**LISTED ENTRIES:**
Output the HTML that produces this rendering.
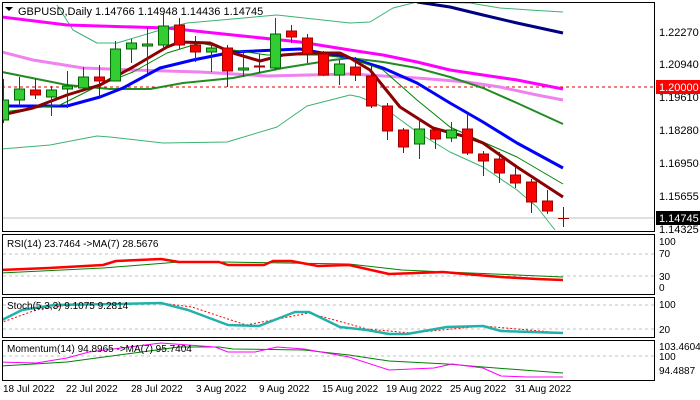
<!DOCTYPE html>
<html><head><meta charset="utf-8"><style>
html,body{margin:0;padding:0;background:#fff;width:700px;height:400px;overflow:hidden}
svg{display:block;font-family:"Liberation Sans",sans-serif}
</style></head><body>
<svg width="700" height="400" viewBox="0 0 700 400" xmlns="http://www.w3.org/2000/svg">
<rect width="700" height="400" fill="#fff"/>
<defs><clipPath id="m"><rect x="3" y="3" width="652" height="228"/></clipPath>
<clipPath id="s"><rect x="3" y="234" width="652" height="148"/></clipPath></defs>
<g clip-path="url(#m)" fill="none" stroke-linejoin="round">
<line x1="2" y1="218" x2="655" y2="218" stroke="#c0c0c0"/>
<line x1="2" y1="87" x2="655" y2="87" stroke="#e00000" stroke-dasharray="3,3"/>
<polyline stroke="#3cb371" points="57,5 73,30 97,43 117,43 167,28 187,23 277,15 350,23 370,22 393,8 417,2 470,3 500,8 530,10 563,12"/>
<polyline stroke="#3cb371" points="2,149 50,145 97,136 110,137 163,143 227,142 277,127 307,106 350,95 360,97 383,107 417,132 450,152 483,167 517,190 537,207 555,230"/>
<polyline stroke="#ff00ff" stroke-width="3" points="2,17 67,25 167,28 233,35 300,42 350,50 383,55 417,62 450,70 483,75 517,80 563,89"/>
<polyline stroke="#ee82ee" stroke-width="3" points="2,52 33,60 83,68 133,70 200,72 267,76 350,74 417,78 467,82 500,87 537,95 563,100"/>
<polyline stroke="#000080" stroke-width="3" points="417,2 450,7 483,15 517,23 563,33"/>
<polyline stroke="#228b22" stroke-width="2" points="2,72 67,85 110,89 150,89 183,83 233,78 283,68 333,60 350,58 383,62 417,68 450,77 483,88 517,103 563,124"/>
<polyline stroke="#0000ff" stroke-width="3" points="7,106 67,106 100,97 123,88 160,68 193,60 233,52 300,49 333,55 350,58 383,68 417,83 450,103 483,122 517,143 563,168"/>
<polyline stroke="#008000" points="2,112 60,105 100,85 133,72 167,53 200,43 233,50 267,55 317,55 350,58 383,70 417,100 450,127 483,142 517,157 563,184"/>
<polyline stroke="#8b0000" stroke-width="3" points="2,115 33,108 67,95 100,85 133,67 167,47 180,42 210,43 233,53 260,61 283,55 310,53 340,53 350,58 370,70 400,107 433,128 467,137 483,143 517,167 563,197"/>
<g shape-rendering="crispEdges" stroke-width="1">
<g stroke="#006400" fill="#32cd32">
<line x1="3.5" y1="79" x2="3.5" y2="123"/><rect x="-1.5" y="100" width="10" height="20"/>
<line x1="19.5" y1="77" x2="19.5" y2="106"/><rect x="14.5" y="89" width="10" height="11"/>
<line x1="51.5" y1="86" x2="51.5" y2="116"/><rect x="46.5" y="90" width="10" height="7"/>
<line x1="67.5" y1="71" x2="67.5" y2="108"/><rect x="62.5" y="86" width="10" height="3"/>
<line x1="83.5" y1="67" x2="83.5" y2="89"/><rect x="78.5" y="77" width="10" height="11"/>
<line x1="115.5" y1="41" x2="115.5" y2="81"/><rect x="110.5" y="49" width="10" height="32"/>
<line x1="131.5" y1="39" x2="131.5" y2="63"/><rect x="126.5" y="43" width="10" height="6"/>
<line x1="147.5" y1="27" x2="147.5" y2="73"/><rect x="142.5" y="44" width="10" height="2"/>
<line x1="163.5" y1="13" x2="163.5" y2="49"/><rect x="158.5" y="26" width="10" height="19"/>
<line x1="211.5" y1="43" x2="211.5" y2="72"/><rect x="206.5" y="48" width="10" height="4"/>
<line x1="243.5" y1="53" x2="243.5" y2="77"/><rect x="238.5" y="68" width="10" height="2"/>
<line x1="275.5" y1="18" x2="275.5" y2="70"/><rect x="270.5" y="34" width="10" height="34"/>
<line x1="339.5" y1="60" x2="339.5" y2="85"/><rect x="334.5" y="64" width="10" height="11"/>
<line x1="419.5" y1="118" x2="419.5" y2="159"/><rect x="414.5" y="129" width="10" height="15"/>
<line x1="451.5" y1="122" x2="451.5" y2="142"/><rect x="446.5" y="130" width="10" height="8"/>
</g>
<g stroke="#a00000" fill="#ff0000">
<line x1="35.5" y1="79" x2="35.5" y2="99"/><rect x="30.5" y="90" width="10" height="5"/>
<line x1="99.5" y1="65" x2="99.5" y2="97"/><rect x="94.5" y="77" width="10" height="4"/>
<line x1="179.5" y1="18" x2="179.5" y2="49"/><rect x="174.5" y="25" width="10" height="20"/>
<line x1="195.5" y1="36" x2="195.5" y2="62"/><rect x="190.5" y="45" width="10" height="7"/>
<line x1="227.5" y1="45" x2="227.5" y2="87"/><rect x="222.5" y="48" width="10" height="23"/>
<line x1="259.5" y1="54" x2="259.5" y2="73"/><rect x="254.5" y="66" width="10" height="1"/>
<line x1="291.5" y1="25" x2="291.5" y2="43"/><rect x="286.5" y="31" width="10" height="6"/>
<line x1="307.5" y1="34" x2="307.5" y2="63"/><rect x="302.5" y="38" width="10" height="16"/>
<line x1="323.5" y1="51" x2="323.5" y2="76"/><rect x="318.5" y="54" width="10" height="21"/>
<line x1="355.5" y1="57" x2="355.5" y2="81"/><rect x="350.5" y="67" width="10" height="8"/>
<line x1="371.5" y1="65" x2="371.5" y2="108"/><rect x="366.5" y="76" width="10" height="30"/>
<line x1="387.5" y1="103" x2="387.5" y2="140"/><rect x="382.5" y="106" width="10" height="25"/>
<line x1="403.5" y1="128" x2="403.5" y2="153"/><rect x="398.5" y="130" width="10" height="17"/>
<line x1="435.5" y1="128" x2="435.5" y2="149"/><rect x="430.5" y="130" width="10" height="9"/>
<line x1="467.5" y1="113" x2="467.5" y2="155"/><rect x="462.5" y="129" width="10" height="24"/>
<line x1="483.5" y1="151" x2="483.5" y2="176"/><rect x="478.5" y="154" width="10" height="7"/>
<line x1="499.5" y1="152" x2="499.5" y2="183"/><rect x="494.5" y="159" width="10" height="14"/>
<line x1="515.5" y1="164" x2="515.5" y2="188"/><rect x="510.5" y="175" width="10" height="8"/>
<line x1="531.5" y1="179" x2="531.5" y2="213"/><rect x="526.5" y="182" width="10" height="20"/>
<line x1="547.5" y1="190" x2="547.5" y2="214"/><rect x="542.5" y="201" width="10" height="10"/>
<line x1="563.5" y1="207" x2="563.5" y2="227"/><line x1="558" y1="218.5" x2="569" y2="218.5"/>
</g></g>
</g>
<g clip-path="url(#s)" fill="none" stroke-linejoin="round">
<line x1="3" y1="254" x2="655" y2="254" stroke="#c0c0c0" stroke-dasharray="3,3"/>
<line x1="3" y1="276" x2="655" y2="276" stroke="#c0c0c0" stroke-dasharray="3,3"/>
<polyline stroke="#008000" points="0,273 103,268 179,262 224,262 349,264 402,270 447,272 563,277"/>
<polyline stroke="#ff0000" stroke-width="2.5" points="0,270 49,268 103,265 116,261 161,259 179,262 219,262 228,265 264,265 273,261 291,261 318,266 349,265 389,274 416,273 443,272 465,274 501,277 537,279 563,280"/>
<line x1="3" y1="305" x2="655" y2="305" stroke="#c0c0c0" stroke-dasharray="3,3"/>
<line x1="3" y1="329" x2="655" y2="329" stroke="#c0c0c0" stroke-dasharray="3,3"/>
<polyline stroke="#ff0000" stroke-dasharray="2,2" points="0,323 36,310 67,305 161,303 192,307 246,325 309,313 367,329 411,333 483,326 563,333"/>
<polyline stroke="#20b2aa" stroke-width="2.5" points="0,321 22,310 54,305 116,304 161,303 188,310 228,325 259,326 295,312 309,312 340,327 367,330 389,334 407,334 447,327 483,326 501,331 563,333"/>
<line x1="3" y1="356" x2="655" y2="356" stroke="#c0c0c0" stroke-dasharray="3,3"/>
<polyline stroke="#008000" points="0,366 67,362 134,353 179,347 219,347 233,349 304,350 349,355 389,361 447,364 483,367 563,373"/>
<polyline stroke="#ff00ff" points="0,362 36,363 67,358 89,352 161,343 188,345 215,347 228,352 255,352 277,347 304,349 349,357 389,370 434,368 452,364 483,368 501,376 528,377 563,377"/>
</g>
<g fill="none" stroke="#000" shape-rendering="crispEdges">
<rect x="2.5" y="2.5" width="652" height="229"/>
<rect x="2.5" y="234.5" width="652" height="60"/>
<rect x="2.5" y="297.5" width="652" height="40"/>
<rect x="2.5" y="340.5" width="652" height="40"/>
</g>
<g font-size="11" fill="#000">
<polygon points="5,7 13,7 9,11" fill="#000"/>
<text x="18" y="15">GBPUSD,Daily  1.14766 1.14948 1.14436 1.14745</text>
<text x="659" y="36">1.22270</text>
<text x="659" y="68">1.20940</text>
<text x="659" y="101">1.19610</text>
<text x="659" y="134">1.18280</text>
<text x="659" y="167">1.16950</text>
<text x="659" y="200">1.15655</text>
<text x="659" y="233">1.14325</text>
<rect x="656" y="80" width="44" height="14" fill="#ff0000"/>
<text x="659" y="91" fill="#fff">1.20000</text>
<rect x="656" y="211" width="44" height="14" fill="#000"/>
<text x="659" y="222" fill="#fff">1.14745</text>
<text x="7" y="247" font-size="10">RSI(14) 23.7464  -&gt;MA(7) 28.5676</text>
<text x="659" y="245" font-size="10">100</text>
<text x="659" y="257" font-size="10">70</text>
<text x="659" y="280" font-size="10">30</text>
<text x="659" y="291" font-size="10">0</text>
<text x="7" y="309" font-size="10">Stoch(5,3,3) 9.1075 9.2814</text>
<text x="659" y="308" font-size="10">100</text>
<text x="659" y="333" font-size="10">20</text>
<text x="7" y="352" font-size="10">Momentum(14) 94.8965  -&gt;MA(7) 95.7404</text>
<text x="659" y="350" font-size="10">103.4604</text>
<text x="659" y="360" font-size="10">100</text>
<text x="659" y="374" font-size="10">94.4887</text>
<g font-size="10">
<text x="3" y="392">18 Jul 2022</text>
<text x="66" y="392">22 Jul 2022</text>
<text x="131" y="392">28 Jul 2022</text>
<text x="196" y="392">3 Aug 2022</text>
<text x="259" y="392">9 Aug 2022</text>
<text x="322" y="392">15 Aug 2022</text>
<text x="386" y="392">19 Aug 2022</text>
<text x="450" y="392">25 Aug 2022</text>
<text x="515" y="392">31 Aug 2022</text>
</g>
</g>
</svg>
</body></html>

--

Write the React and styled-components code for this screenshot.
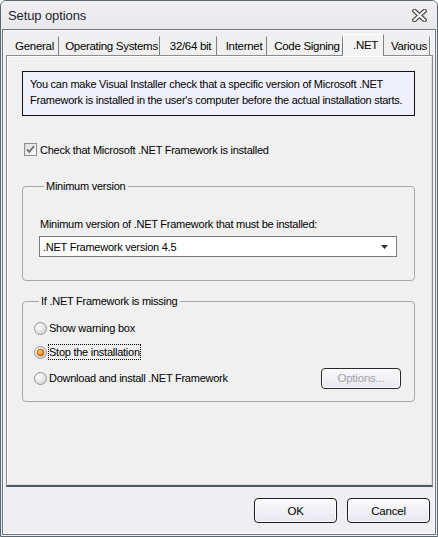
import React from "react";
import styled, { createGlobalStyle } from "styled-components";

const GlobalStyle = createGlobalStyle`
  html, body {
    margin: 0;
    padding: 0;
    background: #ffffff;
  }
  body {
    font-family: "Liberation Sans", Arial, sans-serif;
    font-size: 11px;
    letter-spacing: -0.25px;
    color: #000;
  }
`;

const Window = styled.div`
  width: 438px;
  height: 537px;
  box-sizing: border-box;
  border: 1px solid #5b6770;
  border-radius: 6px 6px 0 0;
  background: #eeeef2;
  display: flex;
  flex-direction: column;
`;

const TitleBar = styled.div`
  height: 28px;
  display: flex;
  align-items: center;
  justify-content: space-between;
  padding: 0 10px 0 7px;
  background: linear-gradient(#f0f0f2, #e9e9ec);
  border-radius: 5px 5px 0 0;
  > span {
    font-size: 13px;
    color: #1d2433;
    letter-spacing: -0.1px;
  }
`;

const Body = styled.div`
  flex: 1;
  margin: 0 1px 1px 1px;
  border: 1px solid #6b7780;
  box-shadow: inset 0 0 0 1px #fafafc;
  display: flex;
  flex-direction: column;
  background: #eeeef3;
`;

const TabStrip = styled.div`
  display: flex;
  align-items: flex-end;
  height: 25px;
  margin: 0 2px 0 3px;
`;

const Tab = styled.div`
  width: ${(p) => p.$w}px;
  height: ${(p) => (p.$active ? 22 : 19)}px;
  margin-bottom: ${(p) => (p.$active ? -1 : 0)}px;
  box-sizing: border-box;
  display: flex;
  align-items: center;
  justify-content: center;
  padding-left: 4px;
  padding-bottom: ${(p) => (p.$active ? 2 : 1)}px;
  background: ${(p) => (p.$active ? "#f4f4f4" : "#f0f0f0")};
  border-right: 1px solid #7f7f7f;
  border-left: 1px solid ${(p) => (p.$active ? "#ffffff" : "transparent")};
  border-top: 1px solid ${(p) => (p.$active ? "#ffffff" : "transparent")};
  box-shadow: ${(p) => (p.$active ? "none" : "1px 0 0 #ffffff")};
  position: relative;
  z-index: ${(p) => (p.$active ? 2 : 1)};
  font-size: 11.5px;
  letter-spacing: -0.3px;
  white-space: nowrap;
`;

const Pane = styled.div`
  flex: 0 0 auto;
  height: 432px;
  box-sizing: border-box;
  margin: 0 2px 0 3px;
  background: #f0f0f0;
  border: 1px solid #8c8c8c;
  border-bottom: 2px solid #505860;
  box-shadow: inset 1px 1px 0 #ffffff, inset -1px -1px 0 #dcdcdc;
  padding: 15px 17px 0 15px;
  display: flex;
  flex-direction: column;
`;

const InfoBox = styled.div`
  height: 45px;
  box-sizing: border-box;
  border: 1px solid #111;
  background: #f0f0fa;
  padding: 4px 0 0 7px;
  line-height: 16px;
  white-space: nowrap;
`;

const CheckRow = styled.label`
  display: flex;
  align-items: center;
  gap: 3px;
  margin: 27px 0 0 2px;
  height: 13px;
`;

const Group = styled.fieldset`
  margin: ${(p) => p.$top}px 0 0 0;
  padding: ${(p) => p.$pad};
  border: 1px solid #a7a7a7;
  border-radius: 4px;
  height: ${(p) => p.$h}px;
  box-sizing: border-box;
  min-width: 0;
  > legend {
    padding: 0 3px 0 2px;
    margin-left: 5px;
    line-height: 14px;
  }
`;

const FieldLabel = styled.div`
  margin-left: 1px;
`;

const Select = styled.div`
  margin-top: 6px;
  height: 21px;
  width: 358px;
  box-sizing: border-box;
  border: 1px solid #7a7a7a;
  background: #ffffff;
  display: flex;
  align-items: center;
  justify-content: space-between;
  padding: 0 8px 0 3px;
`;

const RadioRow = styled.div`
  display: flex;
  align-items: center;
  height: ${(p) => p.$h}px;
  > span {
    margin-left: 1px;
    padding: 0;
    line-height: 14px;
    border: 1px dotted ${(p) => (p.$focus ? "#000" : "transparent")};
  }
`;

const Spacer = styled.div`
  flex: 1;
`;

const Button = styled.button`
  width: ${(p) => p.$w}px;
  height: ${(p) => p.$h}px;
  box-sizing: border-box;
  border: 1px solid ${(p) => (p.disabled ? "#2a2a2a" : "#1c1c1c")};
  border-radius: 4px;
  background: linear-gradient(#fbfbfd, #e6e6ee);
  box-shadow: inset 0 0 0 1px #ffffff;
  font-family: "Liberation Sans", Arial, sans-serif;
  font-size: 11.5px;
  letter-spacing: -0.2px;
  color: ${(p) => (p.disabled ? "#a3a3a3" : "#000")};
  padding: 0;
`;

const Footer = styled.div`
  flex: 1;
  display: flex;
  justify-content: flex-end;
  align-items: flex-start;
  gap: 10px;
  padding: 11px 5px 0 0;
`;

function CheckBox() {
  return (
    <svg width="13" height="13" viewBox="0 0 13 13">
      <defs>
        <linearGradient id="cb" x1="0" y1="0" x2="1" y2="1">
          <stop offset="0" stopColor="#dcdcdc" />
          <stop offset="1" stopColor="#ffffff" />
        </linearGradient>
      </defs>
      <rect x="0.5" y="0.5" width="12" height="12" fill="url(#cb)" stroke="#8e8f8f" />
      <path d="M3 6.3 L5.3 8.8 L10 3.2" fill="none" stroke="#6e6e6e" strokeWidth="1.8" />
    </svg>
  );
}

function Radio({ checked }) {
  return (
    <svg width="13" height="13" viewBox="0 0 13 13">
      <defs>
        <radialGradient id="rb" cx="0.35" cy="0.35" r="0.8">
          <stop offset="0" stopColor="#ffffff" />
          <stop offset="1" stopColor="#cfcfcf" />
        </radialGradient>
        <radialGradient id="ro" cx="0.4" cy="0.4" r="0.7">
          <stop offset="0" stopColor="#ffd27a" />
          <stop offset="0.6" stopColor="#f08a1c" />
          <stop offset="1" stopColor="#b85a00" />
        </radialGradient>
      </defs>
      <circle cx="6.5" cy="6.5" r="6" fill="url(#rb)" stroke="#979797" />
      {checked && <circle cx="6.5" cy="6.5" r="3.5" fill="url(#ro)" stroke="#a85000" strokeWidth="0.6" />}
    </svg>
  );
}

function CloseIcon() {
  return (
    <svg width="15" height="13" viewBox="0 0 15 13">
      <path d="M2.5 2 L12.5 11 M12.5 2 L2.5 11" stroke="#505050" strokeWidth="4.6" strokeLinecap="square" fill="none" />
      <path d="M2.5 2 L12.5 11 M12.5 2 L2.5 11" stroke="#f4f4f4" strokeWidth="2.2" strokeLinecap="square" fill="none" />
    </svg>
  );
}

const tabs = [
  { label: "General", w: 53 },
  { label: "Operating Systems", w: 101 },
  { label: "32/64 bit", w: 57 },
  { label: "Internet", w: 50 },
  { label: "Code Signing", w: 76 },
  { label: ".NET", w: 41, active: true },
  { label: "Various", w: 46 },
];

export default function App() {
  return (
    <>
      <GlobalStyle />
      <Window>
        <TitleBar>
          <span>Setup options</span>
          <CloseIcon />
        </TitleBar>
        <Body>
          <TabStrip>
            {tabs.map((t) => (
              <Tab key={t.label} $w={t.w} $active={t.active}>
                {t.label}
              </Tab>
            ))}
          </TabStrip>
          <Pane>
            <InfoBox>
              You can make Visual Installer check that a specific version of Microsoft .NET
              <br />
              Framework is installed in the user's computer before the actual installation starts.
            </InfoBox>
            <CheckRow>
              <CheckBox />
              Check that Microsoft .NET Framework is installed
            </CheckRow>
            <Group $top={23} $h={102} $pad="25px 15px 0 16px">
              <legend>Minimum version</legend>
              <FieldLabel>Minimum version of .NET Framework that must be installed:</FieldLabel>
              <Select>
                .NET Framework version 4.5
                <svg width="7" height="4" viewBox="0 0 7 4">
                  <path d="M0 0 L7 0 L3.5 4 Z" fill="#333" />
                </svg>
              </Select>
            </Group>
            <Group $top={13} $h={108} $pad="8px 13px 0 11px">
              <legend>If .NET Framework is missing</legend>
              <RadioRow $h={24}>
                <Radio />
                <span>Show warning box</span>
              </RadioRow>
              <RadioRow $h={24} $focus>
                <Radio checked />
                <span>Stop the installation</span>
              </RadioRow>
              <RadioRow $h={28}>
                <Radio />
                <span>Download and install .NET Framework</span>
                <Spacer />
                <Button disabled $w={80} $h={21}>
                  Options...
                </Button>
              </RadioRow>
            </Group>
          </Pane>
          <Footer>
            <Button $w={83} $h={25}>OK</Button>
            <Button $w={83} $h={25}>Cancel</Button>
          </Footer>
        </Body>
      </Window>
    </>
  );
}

**WHAT YOU WILL DO:**
Return all lines with the word "that" in them.

**ANSWER TO THE EXERCISE:**
Output the HTML that produces this rendering.
              You can make Visual Installer check that a specific version of Microsoft .NET
              Check that Microsoft .NET Framework is installed
              <FieldLabel>Minimum version of .NET Framework that must be installed:</FieldLabel>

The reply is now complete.